Data listing:
--- BEGIN ---

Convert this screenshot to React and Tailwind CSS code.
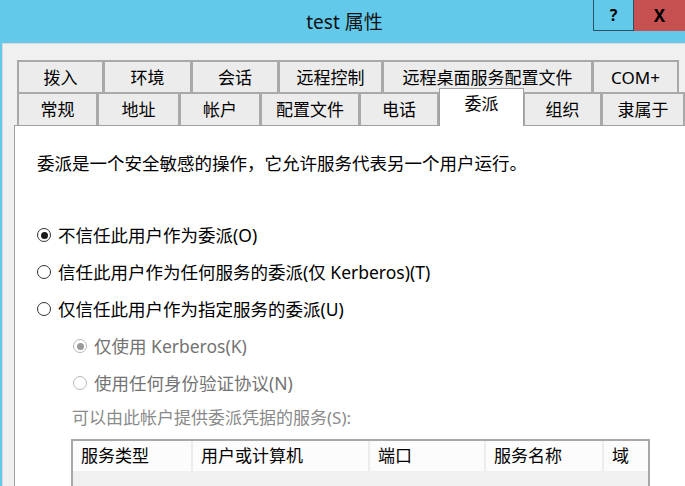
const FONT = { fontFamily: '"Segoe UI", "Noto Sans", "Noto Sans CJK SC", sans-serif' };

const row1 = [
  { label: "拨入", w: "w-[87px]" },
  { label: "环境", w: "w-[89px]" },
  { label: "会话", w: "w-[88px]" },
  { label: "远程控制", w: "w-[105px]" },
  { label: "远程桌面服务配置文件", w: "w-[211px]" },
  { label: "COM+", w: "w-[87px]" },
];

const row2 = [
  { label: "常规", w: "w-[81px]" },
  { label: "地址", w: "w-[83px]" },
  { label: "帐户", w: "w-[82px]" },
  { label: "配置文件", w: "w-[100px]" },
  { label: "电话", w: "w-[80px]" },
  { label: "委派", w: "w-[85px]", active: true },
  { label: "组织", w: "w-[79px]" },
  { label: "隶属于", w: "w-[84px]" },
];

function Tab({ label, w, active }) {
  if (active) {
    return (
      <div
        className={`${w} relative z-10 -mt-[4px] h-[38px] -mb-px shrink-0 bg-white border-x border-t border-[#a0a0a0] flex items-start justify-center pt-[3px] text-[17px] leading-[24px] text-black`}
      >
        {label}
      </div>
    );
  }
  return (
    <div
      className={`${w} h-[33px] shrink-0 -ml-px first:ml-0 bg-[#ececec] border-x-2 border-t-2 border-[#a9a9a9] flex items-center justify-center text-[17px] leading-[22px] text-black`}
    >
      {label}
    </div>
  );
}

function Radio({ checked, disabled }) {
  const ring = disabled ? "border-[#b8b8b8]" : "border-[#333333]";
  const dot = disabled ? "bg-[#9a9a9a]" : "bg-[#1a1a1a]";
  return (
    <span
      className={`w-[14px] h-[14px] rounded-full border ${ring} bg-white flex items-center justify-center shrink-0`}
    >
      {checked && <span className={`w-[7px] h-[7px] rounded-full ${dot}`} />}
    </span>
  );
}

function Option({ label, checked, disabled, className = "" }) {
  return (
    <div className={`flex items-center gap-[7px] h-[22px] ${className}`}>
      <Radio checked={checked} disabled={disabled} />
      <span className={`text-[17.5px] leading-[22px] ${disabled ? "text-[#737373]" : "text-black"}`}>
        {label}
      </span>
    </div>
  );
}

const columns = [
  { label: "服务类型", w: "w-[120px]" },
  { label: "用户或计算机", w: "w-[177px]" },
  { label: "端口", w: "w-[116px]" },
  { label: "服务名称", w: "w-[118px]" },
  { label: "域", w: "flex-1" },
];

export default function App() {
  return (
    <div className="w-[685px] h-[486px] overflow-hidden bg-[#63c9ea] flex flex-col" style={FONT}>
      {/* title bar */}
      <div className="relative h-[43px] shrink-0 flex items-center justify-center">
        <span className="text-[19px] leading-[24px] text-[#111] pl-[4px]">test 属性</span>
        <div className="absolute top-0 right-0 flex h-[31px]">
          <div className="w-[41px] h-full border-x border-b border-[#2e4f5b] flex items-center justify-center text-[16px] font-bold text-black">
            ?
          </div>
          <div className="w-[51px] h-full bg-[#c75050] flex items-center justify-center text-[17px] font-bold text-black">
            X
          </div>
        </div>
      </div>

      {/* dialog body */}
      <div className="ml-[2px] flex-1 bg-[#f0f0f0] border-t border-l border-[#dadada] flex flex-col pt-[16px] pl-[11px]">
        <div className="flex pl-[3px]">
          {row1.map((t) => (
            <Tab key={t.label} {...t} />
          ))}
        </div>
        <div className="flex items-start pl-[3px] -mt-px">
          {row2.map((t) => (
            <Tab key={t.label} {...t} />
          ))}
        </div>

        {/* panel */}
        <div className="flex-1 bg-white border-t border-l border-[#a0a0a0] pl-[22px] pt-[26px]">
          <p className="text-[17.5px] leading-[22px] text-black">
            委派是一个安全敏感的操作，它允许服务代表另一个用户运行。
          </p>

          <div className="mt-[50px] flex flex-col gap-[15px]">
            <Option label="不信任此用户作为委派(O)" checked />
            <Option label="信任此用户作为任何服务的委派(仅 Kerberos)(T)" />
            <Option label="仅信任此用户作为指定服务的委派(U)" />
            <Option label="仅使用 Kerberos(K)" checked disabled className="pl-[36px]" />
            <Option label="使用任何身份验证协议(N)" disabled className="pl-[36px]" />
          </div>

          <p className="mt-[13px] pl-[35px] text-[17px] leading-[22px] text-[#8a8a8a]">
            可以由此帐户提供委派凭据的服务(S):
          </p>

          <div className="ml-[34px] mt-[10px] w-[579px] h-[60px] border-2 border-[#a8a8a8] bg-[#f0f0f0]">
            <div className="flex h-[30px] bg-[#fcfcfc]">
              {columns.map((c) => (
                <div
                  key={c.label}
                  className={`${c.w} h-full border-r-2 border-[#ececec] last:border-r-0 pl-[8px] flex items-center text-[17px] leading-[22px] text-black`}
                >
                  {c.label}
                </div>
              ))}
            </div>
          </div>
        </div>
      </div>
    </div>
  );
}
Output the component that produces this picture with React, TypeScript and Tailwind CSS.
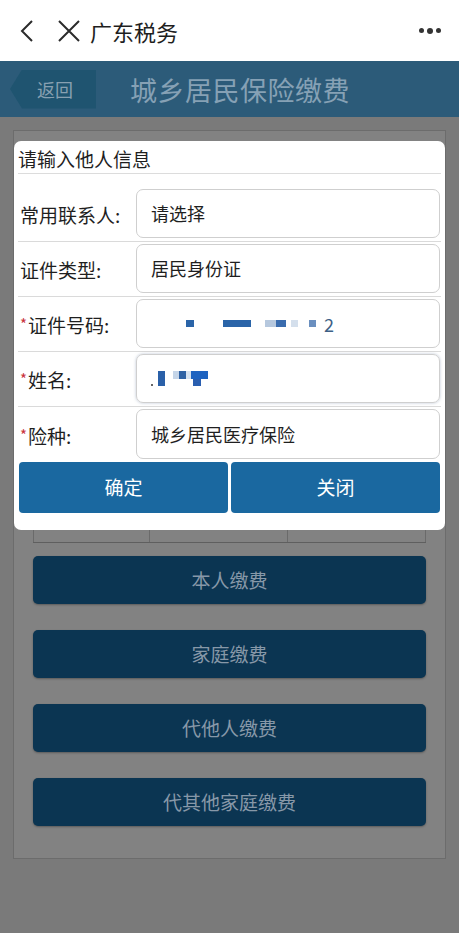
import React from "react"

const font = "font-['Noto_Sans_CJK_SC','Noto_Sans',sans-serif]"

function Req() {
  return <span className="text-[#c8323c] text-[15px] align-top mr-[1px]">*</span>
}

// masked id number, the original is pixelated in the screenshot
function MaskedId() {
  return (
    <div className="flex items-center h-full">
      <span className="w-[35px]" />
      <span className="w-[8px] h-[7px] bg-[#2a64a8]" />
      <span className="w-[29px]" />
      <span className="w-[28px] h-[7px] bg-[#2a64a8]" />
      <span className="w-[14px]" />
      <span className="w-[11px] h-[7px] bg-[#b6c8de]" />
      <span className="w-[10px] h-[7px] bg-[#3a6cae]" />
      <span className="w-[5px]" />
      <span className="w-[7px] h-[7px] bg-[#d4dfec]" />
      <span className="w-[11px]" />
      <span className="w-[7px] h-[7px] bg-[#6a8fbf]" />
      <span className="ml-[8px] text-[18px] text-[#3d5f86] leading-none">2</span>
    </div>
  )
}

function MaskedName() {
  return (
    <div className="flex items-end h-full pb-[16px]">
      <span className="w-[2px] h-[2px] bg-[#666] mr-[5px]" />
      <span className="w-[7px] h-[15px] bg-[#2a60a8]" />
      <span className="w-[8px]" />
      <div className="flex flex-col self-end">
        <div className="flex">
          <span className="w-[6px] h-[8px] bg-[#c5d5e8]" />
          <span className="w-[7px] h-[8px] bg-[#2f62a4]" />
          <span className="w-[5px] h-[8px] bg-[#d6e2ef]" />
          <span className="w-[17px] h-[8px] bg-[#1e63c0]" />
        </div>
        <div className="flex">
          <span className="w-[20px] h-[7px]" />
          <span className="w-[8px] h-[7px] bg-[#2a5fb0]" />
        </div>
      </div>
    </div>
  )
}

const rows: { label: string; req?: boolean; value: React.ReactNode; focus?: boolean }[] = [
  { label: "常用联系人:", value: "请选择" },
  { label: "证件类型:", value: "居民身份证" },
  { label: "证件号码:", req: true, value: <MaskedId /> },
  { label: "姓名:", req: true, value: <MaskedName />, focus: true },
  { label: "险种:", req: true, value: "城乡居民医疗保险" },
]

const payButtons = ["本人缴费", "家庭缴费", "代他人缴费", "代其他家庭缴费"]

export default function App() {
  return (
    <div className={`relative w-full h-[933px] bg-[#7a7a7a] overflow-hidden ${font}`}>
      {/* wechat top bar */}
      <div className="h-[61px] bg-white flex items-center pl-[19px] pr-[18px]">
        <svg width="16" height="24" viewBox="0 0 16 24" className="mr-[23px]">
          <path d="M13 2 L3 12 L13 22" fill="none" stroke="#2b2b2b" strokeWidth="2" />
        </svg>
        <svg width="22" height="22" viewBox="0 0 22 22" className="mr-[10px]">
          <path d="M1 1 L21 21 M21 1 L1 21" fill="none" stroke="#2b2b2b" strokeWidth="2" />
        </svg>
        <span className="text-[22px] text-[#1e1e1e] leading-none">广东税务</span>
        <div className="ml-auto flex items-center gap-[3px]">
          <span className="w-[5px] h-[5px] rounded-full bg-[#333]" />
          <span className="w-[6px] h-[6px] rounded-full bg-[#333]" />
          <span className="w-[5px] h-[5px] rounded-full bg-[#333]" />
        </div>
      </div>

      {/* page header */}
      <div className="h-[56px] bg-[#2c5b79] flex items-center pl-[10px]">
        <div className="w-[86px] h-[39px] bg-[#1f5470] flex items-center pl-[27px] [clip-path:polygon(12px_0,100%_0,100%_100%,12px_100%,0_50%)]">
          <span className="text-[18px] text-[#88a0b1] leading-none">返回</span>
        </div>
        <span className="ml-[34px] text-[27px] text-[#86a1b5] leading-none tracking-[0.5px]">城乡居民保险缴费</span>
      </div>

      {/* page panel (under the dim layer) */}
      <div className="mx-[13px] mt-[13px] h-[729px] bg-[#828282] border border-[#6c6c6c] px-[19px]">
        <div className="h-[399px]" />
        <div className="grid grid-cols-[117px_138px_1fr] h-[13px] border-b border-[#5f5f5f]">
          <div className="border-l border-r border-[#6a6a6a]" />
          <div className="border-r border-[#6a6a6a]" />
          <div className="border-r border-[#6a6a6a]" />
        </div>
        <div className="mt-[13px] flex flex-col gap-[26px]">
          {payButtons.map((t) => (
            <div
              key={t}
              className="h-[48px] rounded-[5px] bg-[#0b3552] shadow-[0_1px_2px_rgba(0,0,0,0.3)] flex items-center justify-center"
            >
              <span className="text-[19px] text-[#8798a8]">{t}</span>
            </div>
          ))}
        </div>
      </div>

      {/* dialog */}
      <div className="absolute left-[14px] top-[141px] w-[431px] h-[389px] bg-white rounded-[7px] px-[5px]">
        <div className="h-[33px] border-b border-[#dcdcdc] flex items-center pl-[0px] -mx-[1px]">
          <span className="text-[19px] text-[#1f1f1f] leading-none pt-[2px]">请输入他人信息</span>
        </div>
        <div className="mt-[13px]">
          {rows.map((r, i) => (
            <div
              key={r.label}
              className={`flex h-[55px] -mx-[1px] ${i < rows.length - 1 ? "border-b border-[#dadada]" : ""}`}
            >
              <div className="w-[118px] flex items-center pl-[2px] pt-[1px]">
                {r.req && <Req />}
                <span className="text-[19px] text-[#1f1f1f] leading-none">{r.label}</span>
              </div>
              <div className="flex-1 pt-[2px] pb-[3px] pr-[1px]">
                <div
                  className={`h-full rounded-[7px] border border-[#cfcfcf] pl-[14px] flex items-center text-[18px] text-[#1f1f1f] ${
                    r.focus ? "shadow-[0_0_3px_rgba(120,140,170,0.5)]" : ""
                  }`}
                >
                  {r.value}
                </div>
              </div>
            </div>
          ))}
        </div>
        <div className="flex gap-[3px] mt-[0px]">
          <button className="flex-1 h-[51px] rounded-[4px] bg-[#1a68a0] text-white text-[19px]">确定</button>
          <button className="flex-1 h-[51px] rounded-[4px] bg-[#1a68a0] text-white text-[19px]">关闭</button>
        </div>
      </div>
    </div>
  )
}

--- END ---

§ **WHAT TO PRODUCE**: Filter the entries down to the lines containing "React". Copy each of those lines.

§ **PROBLEM SOLUTION**:
Convert this screenshot to React and Tailwind CSS code.
Output the component that produces this picture with React, TypeScript and Tailwind CSS.
import React from "react"
const rows: { label: string; req?: boolean; value: React.ReactNode; focus?: boolean }[] = [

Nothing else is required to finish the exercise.